Leave out the pictures and repeat the rest of the material exactly.
☆ ☆ ☆ ☆
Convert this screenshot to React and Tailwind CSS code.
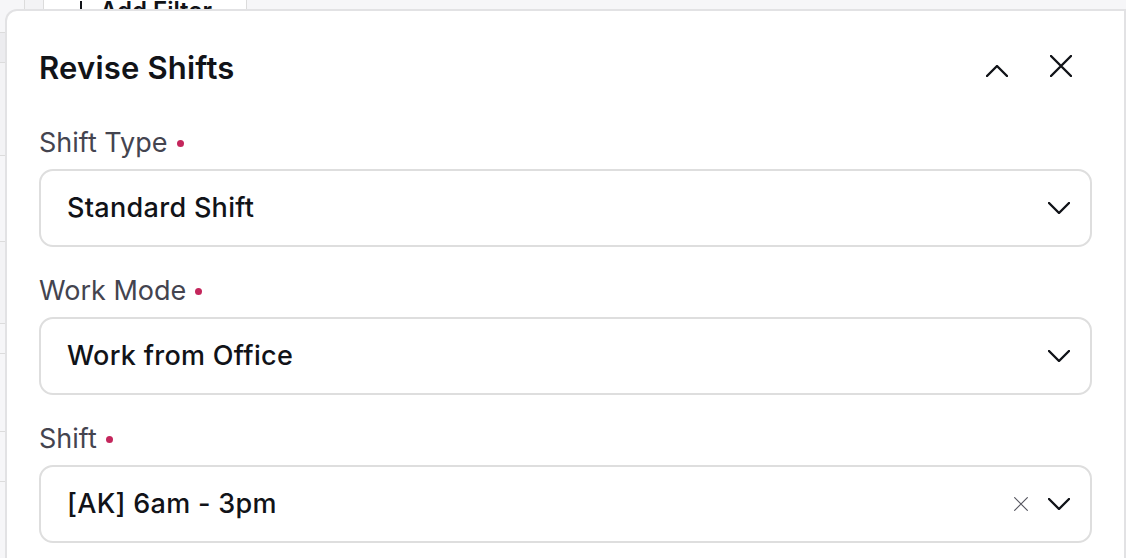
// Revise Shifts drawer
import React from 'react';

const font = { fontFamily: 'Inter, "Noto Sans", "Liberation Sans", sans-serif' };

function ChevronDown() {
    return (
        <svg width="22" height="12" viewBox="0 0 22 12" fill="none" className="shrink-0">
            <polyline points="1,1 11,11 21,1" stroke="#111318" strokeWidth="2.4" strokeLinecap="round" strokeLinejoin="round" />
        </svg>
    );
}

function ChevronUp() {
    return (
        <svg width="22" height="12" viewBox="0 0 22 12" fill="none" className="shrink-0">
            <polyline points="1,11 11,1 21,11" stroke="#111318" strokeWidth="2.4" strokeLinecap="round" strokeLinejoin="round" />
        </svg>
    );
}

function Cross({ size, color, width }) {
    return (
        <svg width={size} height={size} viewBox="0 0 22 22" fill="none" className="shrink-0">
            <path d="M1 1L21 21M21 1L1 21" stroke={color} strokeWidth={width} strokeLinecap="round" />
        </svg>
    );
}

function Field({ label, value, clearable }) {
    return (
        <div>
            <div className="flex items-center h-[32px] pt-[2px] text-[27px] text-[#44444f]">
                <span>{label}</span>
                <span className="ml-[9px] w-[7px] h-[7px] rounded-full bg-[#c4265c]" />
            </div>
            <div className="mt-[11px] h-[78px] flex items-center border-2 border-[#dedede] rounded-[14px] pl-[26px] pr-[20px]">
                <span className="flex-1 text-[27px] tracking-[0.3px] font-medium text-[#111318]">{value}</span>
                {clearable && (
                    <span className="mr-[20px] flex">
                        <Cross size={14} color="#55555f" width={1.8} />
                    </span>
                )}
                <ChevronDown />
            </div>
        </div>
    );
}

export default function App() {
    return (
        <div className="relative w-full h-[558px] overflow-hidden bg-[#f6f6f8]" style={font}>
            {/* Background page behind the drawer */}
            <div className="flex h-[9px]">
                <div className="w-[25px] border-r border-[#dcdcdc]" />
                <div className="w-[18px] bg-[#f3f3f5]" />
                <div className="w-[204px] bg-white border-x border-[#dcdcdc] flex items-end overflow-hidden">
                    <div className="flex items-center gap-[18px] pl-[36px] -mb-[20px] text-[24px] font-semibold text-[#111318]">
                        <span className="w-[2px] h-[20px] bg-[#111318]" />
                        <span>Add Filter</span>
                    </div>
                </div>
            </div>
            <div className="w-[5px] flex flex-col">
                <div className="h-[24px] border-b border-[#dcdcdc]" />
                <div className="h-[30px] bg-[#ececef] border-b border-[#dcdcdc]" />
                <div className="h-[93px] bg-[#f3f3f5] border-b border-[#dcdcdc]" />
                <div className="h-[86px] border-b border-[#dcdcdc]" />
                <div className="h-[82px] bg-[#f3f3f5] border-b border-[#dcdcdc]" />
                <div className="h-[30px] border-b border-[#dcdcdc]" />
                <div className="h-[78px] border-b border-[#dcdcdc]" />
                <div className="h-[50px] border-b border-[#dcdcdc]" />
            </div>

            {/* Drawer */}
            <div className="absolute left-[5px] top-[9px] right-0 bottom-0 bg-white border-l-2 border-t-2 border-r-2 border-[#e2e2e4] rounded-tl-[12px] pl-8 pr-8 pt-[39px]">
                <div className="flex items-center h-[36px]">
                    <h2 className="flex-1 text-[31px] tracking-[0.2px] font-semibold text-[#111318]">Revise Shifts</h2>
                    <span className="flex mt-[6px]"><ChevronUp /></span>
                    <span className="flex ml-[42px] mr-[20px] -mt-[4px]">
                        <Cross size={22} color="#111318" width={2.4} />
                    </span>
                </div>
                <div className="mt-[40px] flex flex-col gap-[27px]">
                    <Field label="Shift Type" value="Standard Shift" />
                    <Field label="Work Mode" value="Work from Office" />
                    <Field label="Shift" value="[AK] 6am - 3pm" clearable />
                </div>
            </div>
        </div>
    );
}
☆ ☆ ☆ ☆
• Solved exercise:
Convert this screenshot to React and Tailwind CSS code.
// Revise Shifts drawer
import React from 'react';

const font = { fontFamily: 'Inter, "Noto Sans", "Liberation Sans", sans-serif' };

function ChevronDown() {
    return (
        <svg width="22" height="12" viewBox="0 0 22 12" fill="none" className="shrink-0">
            <polyline points="1,1 11,11 21,1" stroke="#111318" strokeWidth="2.4" strokeLinecap="round" strokeLinejoin="round" />
        </svg>
    );
}

function ChevronUp() {
    return (
        <svg width="22" height="12" viewBox="0 0 22 12" fill="none" className="shrink-0">
            <polyline points="1,11 11,1 21,11" stroke="#111318" strokeWidth="2.4" strokeLinecap="round" strokeLinejoin="round" />
        </svg>
    );
}

function Cross({ size, color, width }) {
    return (
        <svg width={size} height={size} viewBox="0 0 22 22" fill="none" className="shrink-0">
            <path d="M1 1L21 21M21 1L1 21" stroke={color} strokeWidth={width} strokeLinecap="round" />
        </svg>
    );
}

function Field({ label, value, clearable }) {
    return (
        <div>
            <div className="flex items-center h-[32px] pt-[2px] text-[27px] text-[#44444f]">
                <span>{label}</span>
                <span className="ml-[9px] w-[7px] h-[7px] rounded-full bg-[#c4265c]" />
            </div>
            <div className="mt-[11px] h-[78px] flex items-center border-2 border-[#dedede] rounded-[14px] pl-[26px] pr-[20px]">
                <span className="flex-1 text-[27px] tracking-[0.3px] font-medium text-[#111318]">{value}</span>
                {clearable && (
                    <span className="mr-[20px] flex">
                        <Cross size={14} color="#55555f" width={1.8} />
                    </span>
                )}
                <ChevronDown />
            </div>
        </div>
    );
}

export default function App() {
    return (
        <div className="relative w-full h-[558px] overflow-hidden bg-[#f6f6f8]" style={font}>
            {/* Background page behind the drawer */}
            <div className="flex h-[9px]">
                <div className="w-[25px] border-r border-[#dcdcdc]" />
                <div className="w-[18px] bg-[#f3f3f5]" />
                <div className="w-[204px] bg-white border-x border-[#dcdcdc] flex items-end overflow-hidden">
                    <div className="flex items-center gap-[18px] pl-[36px] -mb-[20px] text-[24px] font-semibold text-[#111318]">
                        <span className="w-[2px] h-[20px] bg-[#111318]" />
                        <span>Add Filter</span>
                    </div>
                </div>
            </div>
            <div className="w-[5px] flex flex-col">
                <div className="h-[24px] border-b border-[#dcdcdc]" />
                <div className="h-[30px] bg-[#ececef] border-b border-[#dcdcdc]" />
                <div className="h-[93px] bg-[#f3f3f5] border-b border-[#dcdcdc]" />
                <div className="h-[86px] border-b border-[#dcdcdc]" />
                <div className="h-[82px] bg-[#f3f3f5] border-b border-[#dcdcdc]" />
                <div className="h-[30px] border-b border-[#dcdcdc]" />
                <div className="h-[78px] border-b border-[#dcdcdc]" />
                <div className="h-[50px] border-b border-[#dcdcdc]" />
            </div>

            {/* Drawer */}
            <div className="absolute left-[5px] top-[9px] right-0 bottom-0 bg-white border-l-2 border-t-2 border-r-2 border-[#e2e2e4] rounded-tl-[12px] pl-8 pr-8 pt-[39px]">
                <div className="flex items-center h-[36px]">
                    <h2 className="flex-1 text-[31px] tracking-[0.2px] font-semibold text-[#111318]">Revise Shifts</h2>
                    <span className="flex mt-[6px]"><ChevronUp /></span>
                    <span className="flex ml-[42px] mr-[20px] -mt-[4px]">
                        <Cross size={22} color="#111318" width={2.4} />
                    </span>
                </div>
                <div className="mt-[40px] flex flex-col gap-[27px]">
                    <Field label="Shift Type" value="Standard Shift" />
                    <Field label="Work Mode" value="Work from Office" />
                    <Field label="Shift" value="[AK] 6am - 3pm" clearable />
                </div>
            </div>
        </div>
    );
}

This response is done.